As with many other tree species, American beech is known to have ectomycorrhizal relationships: like humans’ individual micro-biomes, tree species are often associated with fungal biomes that are beneficial to the health of both. Ectomycorrhizal networks function like a second set of roots, helping tree roots to gain access to minerals and moisture.
One of the visually attractive qualities of beeches is their lower branches’ habit of hanging onto the previous season’s leaves over winter. Before fading to springtime pallor, this coppery foliage adds translucent color to wintry woods, and, in a nerdy sort of way, the habit’s terminology and explanation are interesting: According to Louis the Plant Geek,bit.ly/louisplantgeek “the mature foliage of beeches is unpalatable when green; trees are never browsed in summer. Marcescence [winter browse deterrence] ensures that tasty leaf buds and young twigs continue to be surrounded by plenty of foliage even in winter. That the foliage is dead might actually be an advantage. Dead foliage is dry and dusty, providing even better deterrence when forage is scarcer and the pressure to browse almost anything is therefore greater.”
To learn more about Island trees, pre-register for the “Winter Tree ID: No Leaves, No Problem!” class on Saturday, March 3, at Polly Hill Arboretum.
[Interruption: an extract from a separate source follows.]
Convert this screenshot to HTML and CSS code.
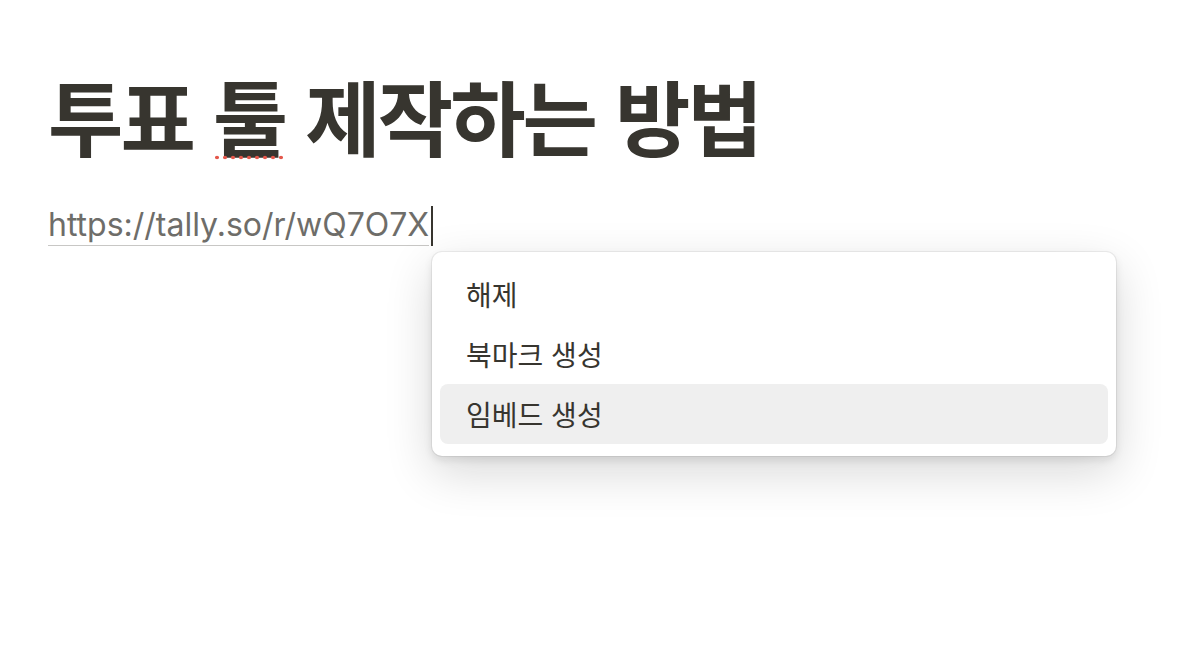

Kevin Hearn — Gone Fishing
The garden center business on Martha’s Vineyard would not have been such as it now is without the stimulus given it by Heather Gardens and its proprietors, the late Kevin Hearn and Roberta Hearn, who survives him, in the latter decades of the 20th century.
I remember Kevin was a savvy businessman and hard worker, but always ready with a cheeky Irish comeback. The grueling schedule, from late winter seeding through selling holiday wreaths and trees, his technical savvy and persistence: these were big factors in keeping that competitive edge, while growing and introducing a wide range of quality plants. Condolences to the Hearn and Maciel families.